Появление их удвоило радостные крики у окон. Некоторые из них, громкие имена в каторге, были приветствованы взрывами криков и рукоплесканий, которые они принимали с какою-то гордою скромностью. Большинство носило нечто вроде шляп, самодельщину из казематной соломы, и все престранной формы, для того чтоб в городах и селениях шляпа обращала внимание на голову. Этим еще более рукоплескали. Один из них возбудил особенный взрыв энтузиазма: юноша лет семнадцати с лицом молоденькой девушки. Он вышел из секретного отделения, где просидел с неделю: из соломы он смастерил себе одежду, в которую был окутан с головы до ног, и вкатился на двор колесом с проворством змеи. Этот шут был осужден за воровство. Поднялась буря рукоплесканий и радостных криков. Каторжные отвечали, и вышла ужасающая сцена из этой смеси веселости между каторжными-признанными и каторжными-кандидатами. Было там и общество в лице надсмотрщиков и испуганных посетителей, но преступление глумилось над ним и страшную казнь превращало в семейный праздник.
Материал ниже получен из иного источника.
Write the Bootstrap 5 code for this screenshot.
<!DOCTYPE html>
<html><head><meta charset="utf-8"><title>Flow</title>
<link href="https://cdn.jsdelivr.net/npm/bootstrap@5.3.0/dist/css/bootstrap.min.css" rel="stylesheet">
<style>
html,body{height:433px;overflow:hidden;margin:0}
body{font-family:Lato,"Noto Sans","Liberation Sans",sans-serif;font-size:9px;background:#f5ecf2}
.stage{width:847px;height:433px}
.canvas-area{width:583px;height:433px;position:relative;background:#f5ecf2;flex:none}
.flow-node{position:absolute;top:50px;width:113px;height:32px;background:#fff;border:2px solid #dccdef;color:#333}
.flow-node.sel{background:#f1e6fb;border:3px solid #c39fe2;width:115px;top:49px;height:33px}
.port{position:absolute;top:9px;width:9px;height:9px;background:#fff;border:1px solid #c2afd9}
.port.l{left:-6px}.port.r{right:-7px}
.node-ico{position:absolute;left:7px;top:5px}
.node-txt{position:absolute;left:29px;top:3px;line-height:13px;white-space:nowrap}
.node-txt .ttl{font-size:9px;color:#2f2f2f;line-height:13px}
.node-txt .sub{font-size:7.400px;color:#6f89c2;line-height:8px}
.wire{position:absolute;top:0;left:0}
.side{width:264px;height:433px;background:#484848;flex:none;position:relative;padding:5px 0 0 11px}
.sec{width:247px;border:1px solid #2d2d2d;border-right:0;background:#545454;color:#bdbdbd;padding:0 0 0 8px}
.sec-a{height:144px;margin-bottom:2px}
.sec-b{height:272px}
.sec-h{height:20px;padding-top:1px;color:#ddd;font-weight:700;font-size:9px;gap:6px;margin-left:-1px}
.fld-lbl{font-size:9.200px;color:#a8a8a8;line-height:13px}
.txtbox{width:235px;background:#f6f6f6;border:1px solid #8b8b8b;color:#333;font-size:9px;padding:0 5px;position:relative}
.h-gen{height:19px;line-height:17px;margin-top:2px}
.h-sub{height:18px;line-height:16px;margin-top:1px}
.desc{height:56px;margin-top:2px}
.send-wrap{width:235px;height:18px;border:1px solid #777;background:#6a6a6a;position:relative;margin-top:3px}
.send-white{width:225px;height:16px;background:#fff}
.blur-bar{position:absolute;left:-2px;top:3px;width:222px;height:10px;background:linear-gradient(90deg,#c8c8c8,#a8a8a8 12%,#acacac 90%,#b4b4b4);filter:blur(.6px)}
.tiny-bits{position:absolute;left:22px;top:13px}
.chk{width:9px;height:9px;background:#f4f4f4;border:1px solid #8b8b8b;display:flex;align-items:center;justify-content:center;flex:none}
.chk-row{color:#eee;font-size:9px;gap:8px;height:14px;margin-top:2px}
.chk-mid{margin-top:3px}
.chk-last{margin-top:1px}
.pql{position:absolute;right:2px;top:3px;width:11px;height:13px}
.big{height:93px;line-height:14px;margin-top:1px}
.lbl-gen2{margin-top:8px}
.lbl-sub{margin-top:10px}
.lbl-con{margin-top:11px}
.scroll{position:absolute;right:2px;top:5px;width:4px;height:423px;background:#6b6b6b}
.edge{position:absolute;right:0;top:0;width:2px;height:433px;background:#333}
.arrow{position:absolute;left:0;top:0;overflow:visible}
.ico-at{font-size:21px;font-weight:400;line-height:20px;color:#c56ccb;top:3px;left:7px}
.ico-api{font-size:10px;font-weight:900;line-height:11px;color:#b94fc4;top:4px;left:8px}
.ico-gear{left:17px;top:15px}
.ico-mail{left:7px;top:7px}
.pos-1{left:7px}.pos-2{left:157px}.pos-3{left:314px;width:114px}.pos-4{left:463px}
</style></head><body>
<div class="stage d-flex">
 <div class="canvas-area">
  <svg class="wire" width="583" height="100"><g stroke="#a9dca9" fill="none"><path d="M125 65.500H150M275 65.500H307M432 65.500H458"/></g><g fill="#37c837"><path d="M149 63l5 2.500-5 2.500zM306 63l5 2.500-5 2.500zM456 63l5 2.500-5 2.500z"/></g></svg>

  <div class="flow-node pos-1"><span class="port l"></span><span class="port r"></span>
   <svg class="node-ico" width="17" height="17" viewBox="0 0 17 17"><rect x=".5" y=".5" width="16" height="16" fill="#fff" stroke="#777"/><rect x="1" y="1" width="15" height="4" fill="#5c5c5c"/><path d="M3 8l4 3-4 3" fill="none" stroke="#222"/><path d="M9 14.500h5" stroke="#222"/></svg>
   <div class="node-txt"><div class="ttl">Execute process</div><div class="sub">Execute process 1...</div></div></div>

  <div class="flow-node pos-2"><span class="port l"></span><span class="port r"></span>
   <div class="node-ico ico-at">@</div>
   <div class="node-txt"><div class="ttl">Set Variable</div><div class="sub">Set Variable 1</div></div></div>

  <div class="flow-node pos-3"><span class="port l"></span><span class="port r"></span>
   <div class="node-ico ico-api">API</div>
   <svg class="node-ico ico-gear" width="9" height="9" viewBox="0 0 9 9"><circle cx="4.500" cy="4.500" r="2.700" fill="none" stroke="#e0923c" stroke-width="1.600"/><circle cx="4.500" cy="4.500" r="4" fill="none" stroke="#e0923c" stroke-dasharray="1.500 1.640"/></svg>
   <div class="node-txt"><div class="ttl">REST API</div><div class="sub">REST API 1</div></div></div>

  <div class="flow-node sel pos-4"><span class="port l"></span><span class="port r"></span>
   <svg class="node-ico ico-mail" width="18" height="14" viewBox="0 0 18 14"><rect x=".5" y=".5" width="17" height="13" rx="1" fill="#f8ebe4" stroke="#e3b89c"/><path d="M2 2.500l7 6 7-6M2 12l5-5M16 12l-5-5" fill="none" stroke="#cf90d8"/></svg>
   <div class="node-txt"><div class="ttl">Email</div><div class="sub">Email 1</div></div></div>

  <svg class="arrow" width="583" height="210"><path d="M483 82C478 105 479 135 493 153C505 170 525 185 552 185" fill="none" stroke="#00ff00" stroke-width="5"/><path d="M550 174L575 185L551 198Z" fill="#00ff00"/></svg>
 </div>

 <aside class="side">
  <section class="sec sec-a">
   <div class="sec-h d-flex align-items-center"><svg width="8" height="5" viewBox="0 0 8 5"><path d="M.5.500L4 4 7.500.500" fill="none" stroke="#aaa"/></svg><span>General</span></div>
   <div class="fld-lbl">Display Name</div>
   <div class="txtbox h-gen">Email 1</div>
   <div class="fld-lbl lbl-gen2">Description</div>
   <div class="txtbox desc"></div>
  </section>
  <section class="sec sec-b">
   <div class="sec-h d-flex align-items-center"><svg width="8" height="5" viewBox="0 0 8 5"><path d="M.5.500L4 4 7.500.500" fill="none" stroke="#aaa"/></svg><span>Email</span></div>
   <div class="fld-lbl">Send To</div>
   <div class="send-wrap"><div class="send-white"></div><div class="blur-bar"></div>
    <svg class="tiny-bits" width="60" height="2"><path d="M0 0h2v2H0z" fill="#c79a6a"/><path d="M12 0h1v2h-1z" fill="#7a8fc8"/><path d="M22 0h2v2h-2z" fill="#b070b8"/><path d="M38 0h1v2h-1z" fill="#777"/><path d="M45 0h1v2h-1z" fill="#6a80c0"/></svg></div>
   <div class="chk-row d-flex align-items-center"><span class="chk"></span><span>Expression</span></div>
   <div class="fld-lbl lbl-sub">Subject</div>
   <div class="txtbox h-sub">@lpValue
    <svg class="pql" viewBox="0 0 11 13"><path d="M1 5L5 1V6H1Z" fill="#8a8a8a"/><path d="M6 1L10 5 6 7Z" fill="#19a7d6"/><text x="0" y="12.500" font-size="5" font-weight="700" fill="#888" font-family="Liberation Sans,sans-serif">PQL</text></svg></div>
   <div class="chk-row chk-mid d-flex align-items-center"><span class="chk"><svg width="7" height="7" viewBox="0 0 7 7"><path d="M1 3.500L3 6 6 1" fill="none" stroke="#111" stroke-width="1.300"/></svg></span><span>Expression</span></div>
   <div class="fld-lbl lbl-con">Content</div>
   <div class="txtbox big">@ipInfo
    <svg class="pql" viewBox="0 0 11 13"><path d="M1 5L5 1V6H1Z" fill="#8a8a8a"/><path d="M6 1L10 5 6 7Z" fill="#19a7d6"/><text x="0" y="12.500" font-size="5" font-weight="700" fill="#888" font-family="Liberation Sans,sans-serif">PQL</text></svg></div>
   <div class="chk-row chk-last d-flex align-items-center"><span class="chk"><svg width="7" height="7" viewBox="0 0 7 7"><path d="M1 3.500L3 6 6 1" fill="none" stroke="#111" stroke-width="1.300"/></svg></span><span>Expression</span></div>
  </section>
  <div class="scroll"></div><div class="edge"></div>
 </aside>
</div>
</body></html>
По мере того как они появлялись, их вводили между двумя рядами этапных солдат в маленький дворик, за решеткой, где ждал их докторский смотр. Там каждый из них испытывал последнее усилие, чтоб избегнуть путешествия, представляя какой-нибудь предлог нездоровья: больные глаза, хромую ногу, искалеченную руку, – но почти всегда они оказывались годными для каторги. И тогда каждый беспечно утешался, забыв в одну минуту про вымышленную болезнь всей жизни.

Решетка малого двора отворилась. Сторож стал делать им алфавитную перекличку, и тогда они выходили один за другим и каждый каторжный равнялся в углу большого двора со своим случайным товарищем по заглавной букве. Таким образом, каждому отведено место, каждый несет цепь свою рядом с неизвестным, и если случится, что у каторжного есть друг, цепь их разлучит. Последнее из несчастий.

Когда таким образом вышло их человек тридцать, решетку затворили. Этапный выровнял их палкой, бросил пред каждым из них рубаху, куртку и панталоны из толстого холста, потом дал знак, и все стали раздеваться. Неожиданная случайность, как будто нарочно, превратила это унижение в пытку.